The older man remarked to Hevad, “Your husband is not usually as humble as this. I hope he is not in need of medical attention.”
“Don’t worry,” said the girl, “I am sure he’s simply waiting for the chance to make the Skyyonians sit up and listen.”
The silent Zamena, who doubted the wisdom of the way Miokk teased their boy, was relieved at the general laugh which followed. One day (she feared) Gyan might really shoot off in some drastic manner to measure himself against the world. Unless – and this was a hope – Hevad’s common sense could curb his restlessness. Thank goodness the girl seemed pleased with her new home.
Hevad was saying, “I like this slow, comfortable crawl… changes of scene but not too fast! All the advantages of adventure plus those of a solid home. Five miles per hour is just right for me. And the engine’s so powerful, you could add rooms aplenty to the vehicle and it would still go… in fact you could attach more engines until you ended up with a moving city…”
“Don’t talk about living in cities – even moving ones – to Father,” advised Gyan.
“No, let her speculate,” Miokk intervened. “She’s the cement we need.”

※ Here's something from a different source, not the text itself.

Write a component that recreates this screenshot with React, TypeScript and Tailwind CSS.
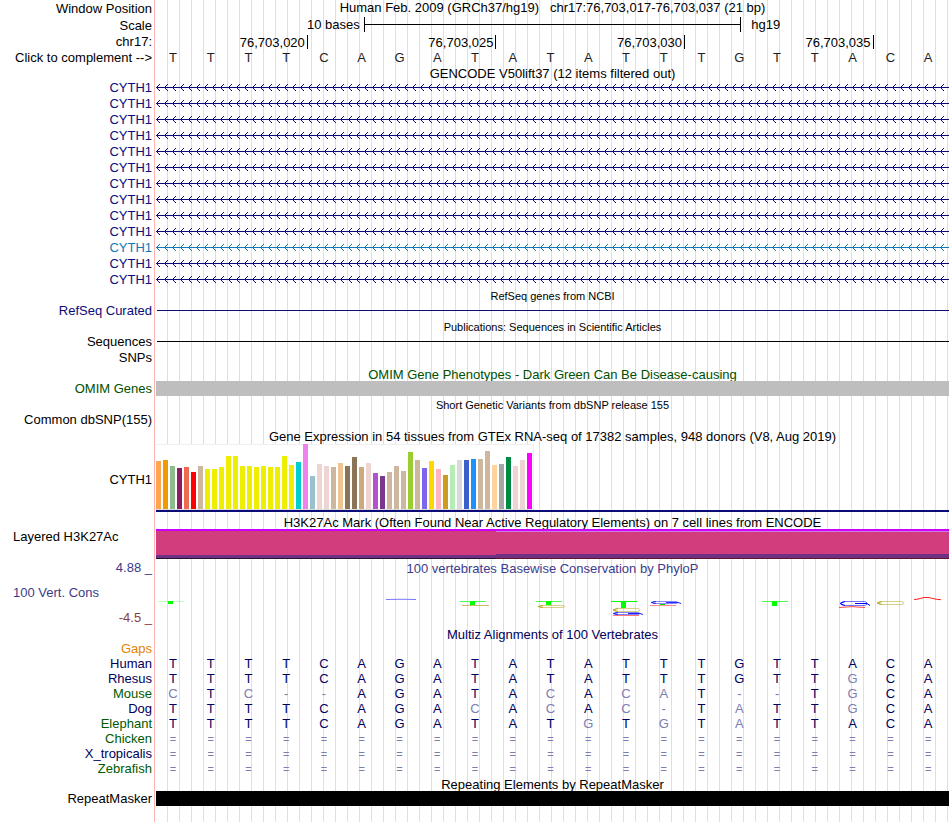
import type { ReactNode } from 'react';
import clsx from 'clsx';

const REFERENCE = 'TTTTCAGATATATTTGTTACA';

const transcripts = Array.from({ length: 13 }, (_, i) => ({ id: i, name: 'CYTH1', alt: i === 10 }));

const species = [
  { name: 'Human', bases: REFERENCE, color: 'text-[#00005a]' },
  { name: 'Rhesus', bases: 'TTTTCAGATATATTTGTTGCA', color: 'text-[#00005a]' },
  { name: 'Mouse', bases: 'CTC--AGATACACAT--TGCA', color: 'text-[#005a00]' },
  { name: 'Dog', bases: 'TTTTCAGACACAC-TATTGCA', color: 'text-[#00005a]' },
  { name: 'Elephant', bases: 'TTTTCAGATATGTGTATTACA', color: 'text-[#005a00]' },
  { name: 'Chicken', bases: '=====================', color: 'text-[#005a00]' },
  { name: 'X_tropicalis', bases: '=====================', color: 'text-[#00005a]' },
  { name: 'Zebrafish', bases: '=====================', color: 'text-[#005a00]' },
];

// [height, color] per GTEx tissue
const tissues: [number, string][] = [
  [48, '#ffa54f'], [49, '#ee9a00'], [43, '#8fbc8f'], [41, '#8b1c62'], [42, '#ee6a50'], [37, '#ff0000'],
  [43, '#cdb79e'], [40, '#eeee00'], [40, '#eeee00'], [42, '#eeee00'], [53, '#eeee00'], [53, '#eeee00'],
  [43, '#eeee00'], [43, '#eeee00'], [42, '#eeee00'], [43, '#eeee00'], [42, '#eeee00'], [42, '#eeee00'],
  [53, '#eeee00'], [44, '#eeee00'], [47, '#00cdcd'], [65, '#ee82ee'], [33, '#9ac0cd'], [45, '#eed5d2'],
  [43, '#eed5d2'], [42, '#cdb79e'], [46, '#eec591'], [43, '#8b7355'], [52, '#8b7355'], [42, '#cdaa7d'],
  [46, '#eed5d2'], [36, '#b452cd'], [33, '#7a378b'], [37, '#cdb79e'], [43, '#cdb79e'], [38, '#cdb79e'],
  [57, '#9acd32'], [49, '#cdb79e'], [41, '#7a67ee'], [48, '#ffd700'], [40, '#ffb6c1'], [34, '#cd9b1d'],
  [44, '#b4eeb4'], [49, '#d9d9d9'], [49, '#3a5fcd'], [50, '#1e90ff'], [50, '#cdb79e'], [58, '#cdb79e'],
  [44, '#ffd39b'], [45, '#a6a6a6'], [52, '#008b45'], [43, '#eed5d2'], [49, '#eed5d2'], [56, '#ff00ff'],
];

interface RowProps {
  label?: ReactNode;
  labelClass?: string;
  height: string;
  children?: ReactNode;
}

const Row = ({ label, labelClass, height, children }: RowProps) => (
  <div className={clsx('flex', height)}>
    <div
      className={clsx(
        'flex w-[155px] shrink-0 items-center justify-end border-r border-[#ffb4b4] pr-0.5 whitespace-pre',
        labelClass,
      )}
    >
      {label}
    </div>
    <div className="ml-px min-w-0 flex-1 bg-[repeating-linear-gradient(to_right,transparent_0_11px,#dcdcfa_11px_12px)]">
      {children}
    </div>
  </div>
);

interface TitleProps {
  text: string;
  height: string;
  className?: string;
}

const Title = ({ text, height, className }: TitleProps) => (
  <Row height={height}>
    <h2 className={clsx('text-center whitespace-pre', className)}>{text}</h2>
  </Row>
);

interface BasesProps {
  bases: string;
  colorFor: (base: string, index: number) => string;
}

const Bases = ({ bases, colorFor }: BasesProps) => (
  <div className="grid grid-cols-[repeat(21,minmax(0,1fr))] text-center leading-[15px]">
    {bases.split('').map((base, i) => (
      <span key={i} className={clsx('pr-1', base === '=' && 'text-[11px] leading-4', colorFor(base, i))}>
        {base}
      </span>
    ))}
  </div>
);

const alignmentColor = (base: string, index: number) =>
  base === REFERENCE[index] ? 'text-[#00005f]' : 'text-[#7d7daf]';

const TranscriptLine = ({ id, color }: { id: string; color: string }) => (
  <svg className="block h-4 w-full" shapeRendering="crispEdges" aria-hidden="true">
    <defs>
      <pattern id={id} width="8" height="16" patternUnits="userSpaceOnUse">
        <path
          d="M0 7h8v1h-8zM1 6h1v1h-1zM2 5h1v1h-1zM3 4h1v1h-1zM1 8h1v1h-1zM2 9h1v1h-1zM3 10h1v1h-1z"
          fill={color}
        />
      </pattern>
    </defs>
    <rect width="100%" height="16" fill={`url(#${id})`} />
  </svg>
);

const LogoT = ({ depth, opacity = 0.7 }: { depth: number; opacity?: number }) => (
  <g fill="#00ff00" shapeRendering="crispEdges">
    <rect x="2" y="24" width="26" height="1" opacity={opacity} />
    <rect x="12" y="24" width="5" height={depth} />
  </g>
);

// stretched C / G letters of the conservation logo, flattened to a ring with a heavy left end
const LogoRing = ({ y, height, color, bar }: { y: number; height: number; color: string; bar?: boolean }) => (
  <g fill="none" stroke={color}>
    <rect x="5" y={y + 0.5} width="26" height={height - 1} rx="3" strokeOpacity="0.55" />
    <path d={`M9 ${y + 0.5}L4 ${y + height / 2}L9 ${y + height - 0.5}`} />
    {bar && <path d={`M19 ${y + height / 2}H31L34 ${y + height - 0.5}`} />}
  </g>
);

const logos: Record<number, ReactNode> = {
  0: <LogoT depth={3} opacity={0.25} />,
  6: <path d="M3 22.5Q18 22 33 22.5" stroke="#7878ff" fill="none" />,
  8: (
    <>
      <LogoT depth={4} />
      <path d="M4 28.5H31" stroke="#c8be64" fill="none" />
    </>
  ),
  10: (
    <>
      <LogoT depth={4} />
      <LogoRing y={28} height={3} color="#b4aa28" />
    </>
  ),
  12: (
    <>
      <LogoT depth={7} opacity={1} />
      <LogoRing y={31} height={4} color="#b4aa28" />
      <LogoRing y={35} height={3} color="#1e1eff" bar />
      <path d="M4 38.5H30" stroke="#ff7878" fill="none" />
    </>
  ),
  13: (
    <>
      <LogoRing y={24} height={3} color="#2828ff" bar />
      <path d="M13 27.5H18" stroke="#00e600" />
      <path d="M3 28.5H29" stroke="#ff8c8c" />
    </>
  ),
  16: <LogoT depth={5} />,
  18: (
    <>
      <LogoRing y={24} height={5} color="#0000ff" bar />
      <path d="M3 30.5Q16 28.8 29 30.5" stroke="#ff4646" fill="none" />
    </>
  ),
  19: <LogoRing y={24} height={4} color="#b4aa28" />,
  20: <path d="M3 22.7Q8 22 13 20.5Q17 20 21 21.3Q25 22.5 30 22.7" stroke="#ff1e1e" fill="none" />,
};

const ScaleBar = () => (
  <div className="grid h-full grid-cols-[11fr_20fr_11fr]">
    <span className="pr-1 text-right leading-4">10 bases</span>
    <div className="flex h-[15px] items-center border-x border-black">
      <div className="h-px w-full bg-black" />
    </div>
    <span className="pl-2.5 leading-4">hg19</span>
  </div>
);

const Ruler = () => (
  <div className="grid h-full grid-cols-[4fr_5fr_5fr_5fr_2fr] pt-px pl-px">
    {['76,703,020', '76,703,025', '76,703,030', '76,703,035'].map((pos) => (
      <span key={pos} className="h-[14px] border-r border-black pr-0.5 text-right leading-[15px]">
        {pos}
      </span>
    ))}
  </div>
);

const ExpressionChart = () => (
  <div className="flex h-full flex-col">
    <div className="flex h-[66px] w-[378px] items-end gap-0.5 border-b border-[#dcdcdc] bg-white shadow-[inset_0_1px_#f0f0f0,inset_-1px_0_#f0f0f0]">
      {tissues.map(([height, color], i) => (
        <div key={i} className="w-[5px] shrink-0" style={{ height, backgroundColor: color }} />
      ))}
    </div>
    <div className="h-0.5 bg-[#0c0c78]" />
  </div>
);

const LayeredSignal = () => (
  <div className="grid h-full grid-cols-[9fr_12fr]">
    <div className="flex flex-col">
      <div className="h-0.5 bg-[#cc00ff]" />
      <div className="flex-1 bg-[#d23e7d]" />
      <div className="h-[3px] bg-[#6e3282]" />
      <div className="h-px bg-[#281430]" />
    </div>
    <div className="flex flex-col">
      <div className="h-0.5 bg-[#cc00ff]" />
      <div className="h-px bg-[#d278e6]" />
      <div className="flex-1 bg-[#d23e7d]" />
      <div className="h-1 bg-[#6e3282]" />
      <div className="h-px bg-[#641432]" />
    </div>
  </div>
);

const Line = ({ color }: { color: string }) => (
  <div className="flex h-full items-center pl-px">
    <div className={clsx('h-px w-full', color)} />
  </div>
);

const App = () => (
  <main className="flex flex-col bg-white pr-px font-['Liberation_Sans',Arial,sans-serif] text-[13px] leading-4 text-black">
    <Row label="Window Position" height="h-[17px]">
      <h1 className="text-center whitespace-pre">
        {'Human Feb. 2009 (GRCh37/hg19)   chr17:76,703,017-76,703,037 (21 bp)'}
      </h1>
    </Row>
    <Row label="Scale" height="h-[17px]">
      <ScaleBar />
    </Row>
    <Row label="chr17:" height="h-4">
      <Ruler />
    </Row>
    <Row label={<button type="button">{'Click to complement -->'}</button>} height="h-4">
      <Bases bases={REFERENCE} colorFor={() => 'text-[#1e1e1e]'} />
    </Row>

    <Title text="GENCODE V50lift37 (12 items filtered out)" height="h-[14px]" />
    {transcripts.map(({ id, name, alt }) => (
      <Row
        key={id}
        height="h-4"
        label={<a href="#cyth1">{name}</a>}
        labelClass={alt ? 'text-[#1478b4]' : 'text-[#0c0c78]'}
      >
        <TranscriptLine id={`strand-${id}`} color={alt ? '#1478b4' : '#0c0c78'} />
      </Row>
    ))}

    <Title text="RefSeq genes from NCBI" height="h-[15px]" className="text-[11px]" />
    <Row label="RefSeq Curated" labelClass="text-[#0c0c78]" height="h-[15px]">
      <Line color="bg-[#0c0c78]" />
    </Row>

    <Title
      text="Publications: Sequences in Scientific Articles"
      height="h-4"
      className="text-[11px] leading-[18px]"
    />
    <Row label="Sequences" height="h-[15px]">
      <Line color="bg-black" />
    </Row>
    <Row label="SNPs" height="h-[17px]" />

    <Title
      text="OMIM Gene Phenotypes - Dark Green Can Be Disease-causing"
      height="h-[15px]"
      className="leading-[18px] text-[#005000]"
    />
    <Row label="OMIM Genes" labelClass="text-[#005000]" height="h-[15px]">
      <div className="h-full bg-[#bebebe]" />
    </Row>

    <Title
      text="Short Genetic Variants from dbSNP release 155"
      height="h-4"
      className="text-[11px] leading-[18px]"
    />
    <Row label="Common dbSNP(155)" height="h-[15px]" />

    <Title
      text="Gene Expression in 54 tissues from GTEx RNA-seq of 17382 samples, 948 donors (V8, Aug 2019)"
      height="h-[17px]"
      className="leading-5"
    />
    <Row label={<a href="#cyth1">CYTH1</a>} labelClass="pt-1" height="h-[68px]">
      <ExpressionChart />
    </Row>

    <Title
      text="H3K27Ac Mark (Often Found Near Active Regulatory Elements) on 7 cell lines from ENCODE"
      height="h-[17px]"
      className="leading-[22px]"
    />
    <Row label={<span className="w-full self-start pl-[13px]">Layered H3K27Ac</span>} height="h-[30px]">
      <LayeredSignal />
    </Row>

    <Row label="4.88 _" labelClass="text-[#3c3c8c]" height="h-[18px]">
      <h2 className="text-center leading-5 text-[#3c3c8c]">
        100 vertebrates Basewise Conservation by PhyloP
      </h2>
    </Row>
    <Row
      height="h-[50px]"
      labelClass="text-[#3c3c8c]"
      label={
        <div className="flex w-full flex-col text-right">
          <span className="pl-[13px] text-left leading-8">100 Vert. Cons</span>
          <span className="leading-[18px] text-[#8c3c3c]">-4.5 _</span>
        </div>
      }
    >
      <div className="grid h-full grid-cols-[repeat(21,minmax(0,1fr))]">
        {REFERENCE.split('').map((_, i) => (
          <div key={i}>
            {logos[i] && (
              <svg width="36" height="50" viewBox="0 0 36 50" className="block" aria-hidden="true">
                {logos[i]}
              </svg>
            )}
          </div>
        ))}
      </div>
    </Row>

    <Title text="Multiz Alignments of 100 Vertebrates" height="h-[15px]" className="text-[#00005a]" />
    <Row label="Gaps" labelClass="text-[#e68200]" height="h-[14px]" />
    {species.map(({ name, bases, color }) => (
      <Row key={name} label={name} labelClass={color} height="h-[15px]">
        <Bases bases={bases} colorFor={alignmentColor} />
      </Row>
    ))}

    <Title text="Repeating Elements by RepeatMasker" height="h-[15px]" className="leading-[18px]" />
    <Row label="RepeatMasker" height="h-[15px]">
      <div className="h-full bg-black" />
    </Row>
    <Row height="h-4" />
  </main>
);

export default App;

“Cement!” marvelled Gyan. “Pile on the flattery!”
“The myxe has flowed too freely,” reproved Zamena. Actually, though, the bottle was still three-quarters full. They were being careful. All of them remembered the crossing which loomed mere hours ahead…
“‘Cement’ is maybe a lucky nickname,” Hevad reassured them, “since we are about to attack a wall.”
Nobody responded. Hevad looked around. “Do I hear silence?”
Miokk Monray said quietly, “Don’t worry. We approve your attitude. We were simply uncertain as to how much you understood.”
“City-dwellers know how to share risks, quite as well as you do, I can promise that.”
“Good.” Miokk slapped the table and formally ended the meal with a welcoming speech for the new family member. Then he remembered he had meant to ask her the meaning of her cryptic allusion to Gyan’s up-in-the-sky “girl-friend”. When he could, he would put the question privately.